* Direction *
Check every line below for the word "index" and show those that hold it.

* Data shown *
————

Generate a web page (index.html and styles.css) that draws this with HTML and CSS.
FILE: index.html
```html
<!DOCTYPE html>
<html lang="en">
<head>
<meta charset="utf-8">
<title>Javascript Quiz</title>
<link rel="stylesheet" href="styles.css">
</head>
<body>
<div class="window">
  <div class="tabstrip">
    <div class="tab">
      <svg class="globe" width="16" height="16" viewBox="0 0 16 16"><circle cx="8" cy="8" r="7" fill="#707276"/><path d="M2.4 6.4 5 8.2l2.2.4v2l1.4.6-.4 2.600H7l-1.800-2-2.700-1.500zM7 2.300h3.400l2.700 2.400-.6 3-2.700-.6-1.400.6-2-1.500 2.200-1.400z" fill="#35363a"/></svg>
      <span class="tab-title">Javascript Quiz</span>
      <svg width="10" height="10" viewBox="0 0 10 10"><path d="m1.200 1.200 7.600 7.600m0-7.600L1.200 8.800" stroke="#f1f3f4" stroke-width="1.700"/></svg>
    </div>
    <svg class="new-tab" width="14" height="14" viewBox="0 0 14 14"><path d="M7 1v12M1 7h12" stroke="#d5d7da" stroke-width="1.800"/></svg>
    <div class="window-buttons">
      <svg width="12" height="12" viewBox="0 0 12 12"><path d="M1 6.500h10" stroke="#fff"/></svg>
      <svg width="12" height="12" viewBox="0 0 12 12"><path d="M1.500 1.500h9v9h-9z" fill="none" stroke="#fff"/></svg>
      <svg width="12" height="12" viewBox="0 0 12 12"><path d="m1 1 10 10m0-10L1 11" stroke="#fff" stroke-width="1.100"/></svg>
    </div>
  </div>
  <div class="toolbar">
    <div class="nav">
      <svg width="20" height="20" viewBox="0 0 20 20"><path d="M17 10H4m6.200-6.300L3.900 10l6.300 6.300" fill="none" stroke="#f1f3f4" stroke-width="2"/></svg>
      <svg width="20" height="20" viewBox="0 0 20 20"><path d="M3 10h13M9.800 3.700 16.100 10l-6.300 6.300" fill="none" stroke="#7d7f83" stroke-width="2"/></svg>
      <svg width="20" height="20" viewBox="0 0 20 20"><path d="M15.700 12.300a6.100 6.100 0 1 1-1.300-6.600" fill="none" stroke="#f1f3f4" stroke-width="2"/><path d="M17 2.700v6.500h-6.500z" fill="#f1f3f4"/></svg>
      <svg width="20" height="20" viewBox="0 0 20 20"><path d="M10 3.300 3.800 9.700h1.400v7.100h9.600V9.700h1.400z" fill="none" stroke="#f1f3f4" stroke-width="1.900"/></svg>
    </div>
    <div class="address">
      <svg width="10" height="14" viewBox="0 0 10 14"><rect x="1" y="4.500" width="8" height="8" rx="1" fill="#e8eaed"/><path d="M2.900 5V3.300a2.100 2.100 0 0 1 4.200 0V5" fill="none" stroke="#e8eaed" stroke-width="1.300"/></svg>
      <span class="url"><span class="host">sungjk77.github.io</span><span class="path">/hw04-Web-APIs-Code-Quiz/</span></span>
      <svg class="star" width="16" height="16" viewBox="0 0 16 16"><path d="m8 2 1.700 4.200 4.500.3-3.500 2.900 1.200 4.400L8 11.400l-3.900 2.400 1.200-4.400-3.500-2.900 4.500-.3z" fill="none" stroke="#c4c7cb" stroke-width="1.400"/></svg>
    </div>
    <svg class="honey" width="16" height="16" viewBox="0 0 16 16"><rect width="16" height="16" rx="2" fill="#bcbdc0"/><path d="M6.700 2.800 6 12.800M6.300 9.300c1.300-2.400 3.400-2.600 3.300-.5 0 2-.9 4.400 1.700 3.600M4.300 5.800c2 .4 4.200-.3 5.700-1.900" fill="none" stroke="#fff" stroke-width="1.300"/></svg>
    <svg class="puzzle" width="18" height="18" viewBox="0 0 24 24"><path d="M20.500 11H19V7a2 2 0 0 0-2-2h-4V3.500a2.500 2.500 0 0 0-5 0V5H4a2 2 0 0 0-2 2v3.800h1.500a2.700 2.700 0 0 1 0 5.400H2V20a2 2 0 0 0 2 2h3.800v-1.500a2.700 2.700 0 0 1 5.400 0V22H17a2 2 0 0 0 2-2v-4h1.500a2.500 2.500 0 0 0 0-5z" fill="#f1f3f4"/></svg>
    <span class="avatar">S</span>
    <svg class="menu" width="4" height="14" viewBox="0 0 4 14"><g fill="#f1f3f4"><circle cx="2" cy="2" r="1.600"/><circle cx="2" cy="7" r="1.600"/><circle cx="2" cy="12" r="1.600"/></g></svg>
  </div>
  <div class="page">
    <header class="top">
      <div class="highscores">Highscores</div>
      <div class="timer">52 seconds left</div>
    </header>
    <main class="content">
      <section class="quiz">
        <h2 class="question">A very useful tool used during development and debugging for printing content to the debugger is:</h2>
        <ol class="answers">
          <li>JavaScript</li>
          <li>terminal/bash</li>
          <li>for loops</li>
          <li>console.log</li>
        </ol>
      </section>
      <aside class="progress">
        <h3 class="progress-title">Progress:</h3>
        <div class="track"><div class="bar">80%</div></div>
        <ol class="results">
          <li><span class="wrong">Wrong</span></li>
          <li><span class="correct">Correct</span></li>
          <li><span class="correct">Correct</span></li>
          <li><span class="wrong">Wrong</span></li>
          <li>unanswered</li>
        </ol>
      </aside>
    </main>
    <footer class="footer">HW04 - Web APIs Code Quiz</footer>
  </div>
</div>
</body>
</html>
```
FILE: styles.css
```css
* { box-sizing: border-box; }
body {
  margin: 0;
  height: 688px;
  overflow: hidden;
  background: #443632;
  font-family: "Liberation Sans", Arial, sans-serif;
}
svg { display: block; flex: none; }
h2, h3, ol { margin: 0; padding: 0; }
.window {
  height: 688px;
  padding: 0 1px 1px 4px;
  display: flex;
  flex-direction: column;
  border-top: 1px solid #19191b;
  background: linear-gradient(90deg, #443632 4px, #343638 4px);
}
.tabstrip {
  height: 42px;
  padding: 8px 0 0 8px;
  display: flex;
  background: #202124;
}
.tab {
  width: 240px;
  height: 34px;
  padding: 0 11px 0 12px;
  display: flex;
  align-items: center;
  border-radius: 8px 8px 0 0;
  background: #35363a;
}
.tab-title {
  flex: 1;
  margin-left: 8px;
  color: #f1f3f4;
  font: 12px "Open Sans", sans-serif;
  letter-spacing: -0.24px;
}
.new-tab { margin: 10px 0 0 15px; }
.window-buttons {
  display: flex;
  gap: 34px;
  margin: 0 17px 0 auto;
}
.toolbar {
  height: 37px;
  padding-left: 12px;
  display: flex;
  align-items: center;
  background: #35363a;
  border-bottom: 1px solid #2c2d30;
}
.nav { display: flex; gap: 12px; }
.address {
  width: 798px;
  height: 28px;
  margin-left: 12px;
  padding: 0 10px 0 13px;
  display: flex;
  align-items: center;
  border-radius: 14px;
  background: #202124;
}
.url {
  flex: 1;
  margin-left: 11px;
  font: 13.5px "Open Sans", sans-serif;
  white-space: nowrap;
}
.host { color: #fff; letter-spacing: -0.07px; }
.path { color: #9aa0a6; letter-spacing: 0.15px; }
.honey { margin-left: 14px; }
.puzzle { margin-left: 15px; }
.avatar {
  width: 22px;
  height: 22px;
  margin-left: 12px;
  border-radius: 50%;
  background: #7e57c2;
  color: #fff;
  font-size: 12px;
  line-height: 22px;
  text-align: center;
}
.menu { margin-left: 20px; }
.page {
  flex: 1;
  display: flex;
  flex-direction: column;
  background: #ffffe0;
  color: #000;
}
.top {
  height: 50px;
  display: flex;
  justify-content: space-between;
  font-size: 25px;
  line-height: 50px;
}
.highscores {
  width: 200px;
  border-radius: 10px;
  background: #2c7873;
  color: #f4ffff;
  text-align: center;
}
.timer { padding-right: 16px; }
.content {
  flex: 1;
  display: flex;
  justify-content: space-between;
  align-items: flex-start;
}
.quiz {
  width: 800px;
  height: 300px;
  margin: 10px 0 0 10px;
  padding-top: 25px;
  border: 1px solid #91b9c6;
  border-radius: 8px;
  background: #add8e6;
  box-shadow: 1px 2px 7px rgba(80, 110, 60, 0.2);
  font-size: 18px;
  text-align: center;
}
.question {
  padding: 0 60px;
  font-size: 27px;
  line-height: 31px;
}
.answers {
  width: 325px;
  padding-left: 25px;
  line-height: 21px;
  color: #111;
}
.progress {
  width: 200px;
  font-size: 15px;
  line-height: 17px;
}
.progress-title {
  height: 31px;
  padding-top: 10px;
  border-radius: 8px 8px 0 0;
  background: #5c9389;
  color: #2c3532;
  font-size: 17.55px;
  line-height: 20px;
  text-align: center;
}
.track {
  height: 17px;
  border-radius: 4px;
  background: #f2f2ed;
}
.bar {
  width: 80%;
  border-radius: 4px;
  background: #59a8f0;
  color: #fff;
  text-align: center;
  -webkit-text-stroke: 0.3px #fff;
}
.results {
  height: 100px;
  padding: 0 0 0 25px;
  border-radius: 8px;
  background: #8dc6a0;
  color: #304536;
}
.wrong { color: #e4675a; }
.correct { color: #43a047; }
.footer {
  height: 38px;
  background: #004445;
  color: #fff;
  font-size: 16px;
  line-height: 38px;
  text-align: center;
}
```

————

* Solution for this task *
Generate a web page (index.html and styles.css) that draws this with HTML and CSS.
FILE: index.html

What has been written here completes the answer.